Potbelly Corporation set the terms for its IPO September 23. If you include the underwriters over-allotment, the Chicago-based sandwich shop is selling 8.49 million shares to the public at between $9 and $11. While it's tempting to take a bite out of this IPO, there are five reasons why you shouldn't. 

Pre-IPO Dividend

As of June 30, Potbelly had $21.7 million in cash and $15.1 million in long-term debt. It plans to pay out $50 million in dividends to existing shareholders from its net IPO proceeds of $77.5 million, which will leave it with $49.2 million in cash. It then plans to pay down $14 million in long-term debt as well as injecting $10.3 million towards working capital. On a pro forma basis it will end up with $24.9 million in cash on its balance sheet. The net result—it will raise just $24.3 million to improve its business. IPOs that don't use 100% of the net proceeds for the betterment of the business aren't worth considering. Especially when you realize that Potbelly's dividend payment to existing shareholders is an instant 33% boost on its $154 million investment. IPO investors are taking money from their own pockets and putting it into the pockets of pre-IPO shareholders with little or no return. It's a losing proposition. 

Limited Profitability

Over the past five years Potbelly's achieved a compound annual revenue growth rate of 7.6%. Its first operating profit came in 2010, when it earned $771,000 before interest and taxes. The next year its operating profit jumped significantly to $8.2 million on $238 million in revenue. On an annualized basis is fiscal 2013 operating profit should be $9.8 million with an operating profit margin of just 3.3% of its $294 million in revenue. In terms of comparable store sales growth, it's averaged 2.3% over the last three years. That's not great when you consider that Starbucks (Nasdaq:SBUX) averaged comparable store sales growth of 7.3% over the last three fiscal years. With something like 35 times as much revenue, Starbucks shouldn't be outgrowing Potbelly—but it is. For those who are unfamiliar with the company, Potbelly Sandwich Shop's goal is to create toasty sandwiches to order using high quality meats, cheeses and veggies and get the patron through the line really fast. 

Chicago Centric

Eighty-five of Potbelly's 280 company-owned shops are located in Illinois where its headquarters are based. Another 41 are in Texas with 22 in the District of Columbia. Over half its shops are operating in just three states with another 132 spread out over 16 more. I suppose you can view the glass full seeing this as an opportunity to put more shops in each of the 16 states. But  what happens if in the 10 states where it only has a single-digit number of stores, restaurant goers don't buy into the brand?

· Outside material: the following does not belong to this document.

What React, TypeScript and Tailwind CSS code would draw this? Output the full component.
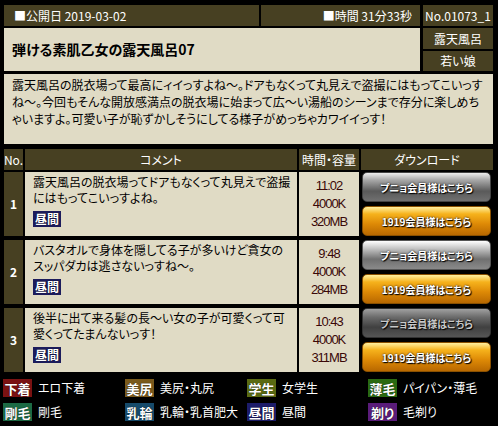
import React from "react";

const OL = "bg-[#474022]";
const BG = "bg-[#e0dbc5]";

function Badge({ text, cls }: { text: string; cls: string }) {
  return (
    <span
      className={`inline-flex items-center justify-center h-[18px] w-[29px] text-[13px] leading-none font-bold text-white [text-shadow:0_0_1px_#000] ${cls}`}
    >
      {text}
    </span>
  );
}

function Btn({ label, kind }: { label: string; kind: "gray" | "gray2" | "dim" | "orange" }) {
  const bg =
    kind === "orange"
      ? "bg-[linear-gradient(to_bottom,#fff0a0_0%,#f6b21c_25%,#de8a06_60%,#b86800_100%)] border-[#8a5000]"
      : kind === "dim"
      ? "bg-[linear-gradient(to_bottom,#a0a0a0_0%,#6a6a6a_30%,#404040_65%,#555_100%)] border-[#333]"
      : kind === "gray2"
      ? "bg-[linear-gradient(to_bottom,#ffffff_0%,#c8c8c8_25%,#707070_65%,#8a8a8a_100%)] border-[#555]"
      : "bg-[linear-gradient(to_bottom,#eeeeee_0%,#a8a8a8_25%,#5a5a5a_65%,#707070_100%)] border-[#444]";
  const tc = kind === "dim" ? "text-[#c8c8c8]" : "text-white";
  return (
    <div
      className={`h-[30px] w-[129px] rounded-[5px] border flex items-center justify-center text-[10px] font-bold ${tc} [text-shadow:1px_1px_1px_#000,0_0_2px_#000] ${bg}`}
    >
      {label}
    </div>
  );
}

function Row({
  no,
  lines,
  time,
  size,
  gray,
}: {
  no: string;
  lines: string[];
  time: string;
  size: string;
  gray?: "gray" | "gray2" | "dim";
}) {
  return (
    <div className="flex gap-[2px] h-[64px]">
      <div className={`w-[19px] ${OL} flex items-center justify-center text-white font-bold text-[12px]`}>{no}</div>
      <div className={`w-[272px] ${BG} pl-[8px] pt-[2px] flex flex-col`}>
        <div className="text-[12px] leading-[16px] text-black whitespace-nowrap">
          {lines.map((l, i) => (
            <div key={i}>{l}</div>
          ))}
        </div>
        <div className="mt-[5px] flex">
          <span className="inline-flex items-center justify-center h-[16px] w-[28px] bg-[#1c1c5c] text-white font-bold text-[12px] leading-none [text-shadow:0_0_1px_#000]">
            昼間
          </span>
        </div>
      </div>
      <div
        className={`w-[60px] ${BG} flex flex-col items-center justify-center font-['Liberation_Sans',sans-serif] text-[13px] leading-[18px] tracking-[-1px] text-[#3a0808]`}
      >
        <div>{time}</div>
        <div>4000K</div>
        <div>{size}</div>
      </div>
      <div className="flex-1 flex flex-col gap-[4px] pl-[1px]">
        <Btn label="プニョ会員様はこちら" kind={gray ?? "gray"} />
        <Btn label="1919会員様はこちら" kind="orange" />
      </div>
    </div>
  );
}

export default function App() {
  const legend: [string, string, string][] = [
    ["下着", "エロ下着", "bg-[#7a1212]"],
    ["美尻", "美尻・丸尻", "bg-[#7a5a1c]"],
    ["学生", "女学生", "bg-[#5a6a12]"],
    ["薄毛", "パイパン・薄毛", "bg-[#2a6a12]"],
    ["剛毛", "剛毛", "bg-[#1c6a44]"],
    ["乳輪", "乳輪・乳首肥大", "bg-[#164a6a]"],
    ["昼間", "昼間", "bg-[#1c1c6a]"],
    ["剃り", "毛剃り", "bg-[#5a1c7a]"],
  ];
  return (
    <div className="w-[498px] h-[426px] bg-black pl-[4px] pt-[5px] font-['Noto_Sans_CJK_JP',sans-serif] [font-feature-settings:'palt'] overflow-hidden">
      <div className="w-[489px]">
        {/* top */}
        <div className="flex gap-[3px]">
          <div className="flex-1 flex flex-col gap-[2px]">
            <div className="flex gap-[2px] h-[21px]">
              <div className={`w-[255px] ${OL} text-white text-[12px] flex items-center pl-[10px]`}>■公開日 2019-03-02</div>
              <div className={`flex-1 ${OL} text-white text-[12px] flex items-center justify-end pr-[8px]`}>■時間 31分33秒</div>
            </div>
            <div className={`h-[43px] ${BG} flex items-center pl-[8px] text-[14px] font-bold text-black`}>
              弾ける素肌乙女の露天風呂07
            </div>
          </div>
          <div className="w-[70px] flex flex-col gap-[2px]">
            <div className={`h-[21px] ${OL} text-white text-[12px] flex items-center justify-center`}>No.01073_1</div>
            <div className={`h-[21px] ${OL} text-white text-[12px] flex items-center justify-center`}>露天風呂</div>
            <div className={`h-[20px] ${OL} text-white text-[12px] flex items-center justify-center`}>若い娘</div>
          </div>
        </div>
        {/* description */}
        <div className={`mt-[3px] h-[70px] ${BG} pl-[8px] pt-[2px] text-[12px] leading-[17px] text-black whitespace-nowrap`}>
          <div>露天風呂の脱衣場って最高にィイっすよね〜。ドアもなくって丸見えで盗撮にはもってこいっす</div>
          <div>ね〜。今回もそんな開放感満点の脱衣場に始まって広〜い湯船のシーンまで存分に楽しめち</div>
          <div>ゃいますよ。可愛い子が恥ずかしそうにしてる様子がめっちゃカワイイっす！</div>
        </div>
        {/* table header */}
        <div className="mt-[5px] flex gap-[2px] h-[21px] text-white text-[12px]">
          <div className={`w-[19px] ${OL} flex items-center justify-center`}>No.</div>
          <div className={`w-[272px] ${OL} flex items-center justify-center`}>コメント</div>
          <div className={`w-[60px] ${OL} flex items-center justify-center`}>時間・容量</div>
          <div className={`flex-1 ${OL} flex items-center justify-center`}>ダウンロード</div>
        </div>
        <div className="mt-[2px] flex flex-col gap-[4px]">
          <Row
            no="1"
            lines={["露天風呂の脱衣場ってドアもなくって丸見えで盗撮", "にはもってこいっすよね。"]}
            time="11:02"
            size="320MB"
            gray="gray"
          />
          <Row
            no="2"
            lines={["バスタオルで身体を隠してる子が多いけど貪女の", "スッパダカは逃さないっすね〜。"]}
            time="9:48"
            size="284MB"
            gray="gray2"
          />
          <Row
            no="3"
            lines={["後半に出て来る髪の長〜い女の子が可愛くって可", "愛くってたまんないっす！"]}
            time="10:43"
            size="311MB"
            gray="dim"
          />
        </div>
        {/* legend */}
        <div className="mt-[7px] grid grid-cols-[122px_122px_121px_1fr] gap-y-[6px] -ml-[1px]">
          {legend.map(([b, t, c], i) => (
            <div key={i} className="flex items-center gap-[6px]">
              <Badge text={b} cls={c} />
              <span className="text-white text-[12px]">{t}</span>
            </div>
          ))}
        </div>
      </div>
    </div>
  );
}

The company says it's opened approximately 29 shops in each of the last three years and projects growing the number of openings by 10% annually. Given its revenue per shop is approximately $1 million, it will add $29 million per year in revenue and $5.8 million in profits, which means it will take 2-3 years to pay off its $600,000 investment per shop. I really have to wonder if it can get beyond its Illinois roots. An IPO investment makes an assumption it will be successful in doing so. That's not guaranteed. 

Better Alternatives

It may prove worthwhile looking into Potbelly's peers like Chipotle Mexican Grill (NYSE:CMG) and Panera Bread (Nasdaq:PNRA). Both are still growing annual revenues by double digits while Potbelly has averaged 7.6% over the past five years with double-digit growth possible in fiscal 2013—the first time in its history. For this the underwriters give Potbelly an enterprise value, at the high range of $11 per share, or $314 million. The company is being valued at 9.7 times adjusted EBITDA. While that's considerably less than the multiple for both Panera and Chipotle—11.4 and 21.2 times respectively—Potbelly is priced based on its potential while both of its peers are based on proven results. 

Franchising 

Lastly, Potbelly appears to be copying Starbucks' business model. It is developing company-owned stores except in places like the Middle East where it makes more sense to partner with companies that have experience growing brands in the region. While Alshaya Group, Potbelly's partner in the region, is one of the largest brand developers in the Middle East, it's very possible that Potbelly will get lost in the crowd. For example, Alshaya operates 63 Starbucks stores in Saudi Arabia, 186 in Turkey and 52 in Russia. And that's just one of many brands it represents. Twelve Potbelly stores is hardly a priority. Starbucks developed its hub-and-spoke expansion model before heading overseas. It's a real possibility that Potbelly will lose its focus. 

Bottom Line

While Potbelly might make a tasty sandwich, that doesn't mean you should buy its stock. If you want to invest in a restaurant stock I'd buy Starbucks instead. After all, you can always buy a lifetime supply of Potbelly sandwiches with the future profits.   

Disclosure - At the time of writing, the author did not own shares of any company mentioned in this article.